The pull of gravity from the other planets also affects the location of the earth in its orbit. The current seasonal lengths for the Northern Hemisphere are:

Summer — 93.641 days

Autumn — 89.834 days

Winter — 88.994 days

Spring — 92.771 days

As you can see, the warm seasons, spring and summer, combined are 7.584 days longer than the colder seasons, fall and winter (good news for warm weather admirers!).

However, spring is currently being reduced by approximately one minute per year and winter by about one-half a minute per year. Summer is gaining the minute lost from spring, and autumn is gaining the half a minute lost from winter. Winter is the shortest astronomical season, and with its seasonal duration continuing to decrease, it is expected to attain its minimum value — 88.71 days — by about the year 3500. We probably won’t be getting letters of complaint about that!

What is the Vernal Equinox, exactly?

Vernal translates to “new” and “fresh,” and equinox derived from the Latin aequus (equal) and nox (night).

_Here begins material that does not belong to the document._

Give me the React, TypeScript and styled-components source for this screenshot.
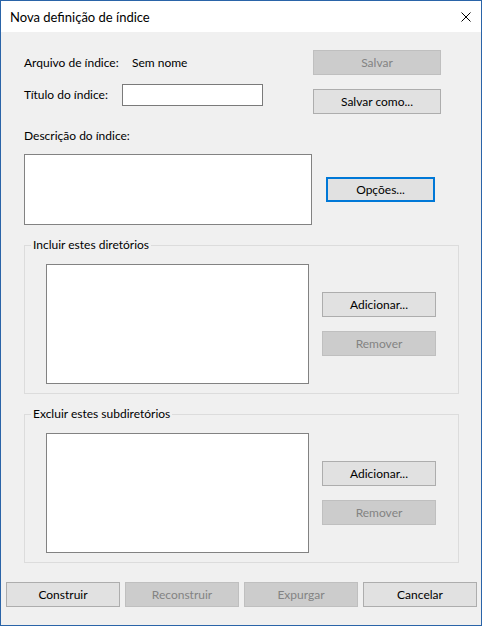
import React from "react";
import styled, { createGlobalStyle } from "styled-components";

const Global = createGlobalStyle`
  html, body { margin: 0; padding: 0; background: #ffffff; }
  body { font-family: Lato, "Noto Sans", "Liberation Sans", sans-serif; font-size: 12px; color: #000; }
  * { box-sizing: border-box; }
`;

const Window = styled.div`
  width: 482px;
  height: 626px;
  border: 1px solid #2a64a8;
  display: flex;
  flex-direction: column;
  background: #f0f0f0;
`;

const TitleBar = styled.div`
  height: 31px;
  flex: none;
  background: #ffffff;
  display: flex;
  align-items: center;
  justify-content: space-between;
  padding: 0 10px 0 9px;
  font-size: 13px;
  line-height: 16px;
`;

const CloseGlyph = styled.svg`
  width: 10px;
  height: 10px;
  display: block;
`;

const Body = styled.div`
  flex: 1;
  display: flex;
  flex-direction: column;
`;

const TopSection = styled.div`
  display: flex;
  padding-left: 23px;
`;

const LeftCol = styled.div`
  width: 289px;
  display: flex;
  flex-direction: column;
  padding-top: 23px;
`;

const RightCol = styled.div`
  display: flex;
  flex-direction: column;
  align-items: flex-start;
  padding-top: 18px;
`;

const Row = styled.div<{ $mt?: number }>`
  display: flex;
  align-items: center;
  margin-top: ${(p) => p.$mt ?? 0}px;
`;

const Label = styled.span<{ $w?: number }>`
  line-height: 16px;
  white-space: nowrap;
  width: ${(p) => (p.$w ? `${p.$w}px` : "auto")};
  flex: none;
`;

const TextInput = styled.div`
  width: 141px;
  height: 22px;
  background: #fff;
  border: 1px solid #7a7a7a;
`;

const TextArea = styled.div`
  width: 288px;
  height: 71px;
  margin-top: 10px;
  background: #fff;
  border: 1px solid #828282;
`;

const Button = styled.div<{
  $w: number;
  $disabled?: boolean;
  $default?: boolean;
  $mt?: number;
  $ml?: number;
}>`
  width: ${(p) => p.$w}px;
  height: 25px;
  margin-top: ${(p) => p.$mt ?? 0}px;
  margin-left: ${(p) => p.$ml ?? 0}px;
  display: flex;
  align-items: center;
  justify-content: center;
  line-height: 16px;
  background: ${(p) => (p.$disabled ? "#cccccc" : "#e1e1e1")};
  color: ${(p) => (p.$disabled ? "#838383" : "#000")};
  border: ${(p) =>
    p.$default ? "2px solid #0078d7" : p.$disabled ? "1px solid #bfbfbf" : "1px solid #adadad"};
  white-space: nowrap;
`;

const Group = styled.fieldset<{ $mt: number }>`
  margin: ${(p) => p.$mt}px 22px 0 23px;
  padding: 0;
  min-width: 0;
  border: 1px solid #dcdcdc;
`;

const Legend = styled.legend`
  margin-left: 6px;
  padding: 0 2px;
  line-height: 16px;
  font-size: 12px;
`;

const GroupInner = styled.div`
  display: flex;
  padding: 11px 0 9px 21px;
  gap: 13px;
`;

const ListBox = styled.div`
  width: 263px;
  height: 120px;
  background: #fff;
  border: 1px solid #828282;
  flex: none;
`;

const GroupButtons = styled.div`
  display: flex;
  flex-direction: column;
  padding-top: 28px;
  gap: 14px;
`;

const Footer = styled.div`
  display: flex;
  gap: 5px;
  padding: 0 4px 0 5px;
  margin-top: 19px;
`;

const FooterButton = styled(Button)`
  flex: 1;
`;

function DirGroup({ title, mt }: { title: string; mt: number }) {
  return (
    <Group $mt={mt}>
      <Legend>{title}</Legend>
      <GroupInner>
        <ListBox />
        <GroupButtons>
          <Button $w={114}>Adicionar...</Button>
          <Button $w={114} $disabled>
            Remover
          </Button>
        </GroupButtons>
      </GroupInner>
    </Group>
  );
}

export default function App() {
  return (
    <>
      <Global />
      <Window>
        <TitleBar>
          <span>Nova definição de índice</span>
          <CloseGlyph viewBox="0 0 10 10">
            <path d="M0.5 0.5 L9.5 9.5 M9.5 0.5 L0.5 9.5" stroke="#000" strokeWidth="1" fill="none" />
          </CloseGlyph>
        </TitleBar>
        <Body>
          <TopSection>
            <LeftCol>
              <Row>
                <Label $w={108}>Arquivo de índice:</Label>
                <Label>Sem nome</Label>
              </Row>
              <Row $mt={13}>
                <Label $w={98}>Título do índice:</Label>
                <TextInput />
              </Row>
              <Row $mt={22}>
                <Label>Descrição do índice:</Label>
              </Row>
              <TextArea />
            </LeftCol>
            <RightCol>
              <Button $w={128} $disabled>
                Salvar
              </Button>
              <Button $w={128} $mt={14}>
                Salvar como...
              </Button>
              <Button $w={109} $mt={63} $ml={13} $default>
                Opções...
              </Button>
            </RightCol>
          </TopSection>
          <DirGroup title="Incluir estes diretórios" mt={12} />
          <DirGroup title="Excluir estes subdiretórios" mt={12} />
          <Footer>
            <FooterButton $w={114}>Construir</FooterButton>
            <FooterButton $w={114} $disabled>
              Reconstruir
            </FooterButton>
            <FooterButton $w={114} $disabled>
              Expurgar
            </FooterButton>
            <FooterButton $w={114}>Cancelar</FooterButton>
          </Footer>
        </Body>
      </Window>
    </>
  );
}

So what does that mean? Essentially, our hours of daylight — the period of time each day between sunrise and sunset — have been growing slightly longer each day since the Winter Solstice in December, which is the shortest day of the year (at least in terms of light). Even after three months of lengthening days, though, we still see less light than darkness over the course of a day. The vernal equinox marks the turning point when daylight begins to win out over darkness.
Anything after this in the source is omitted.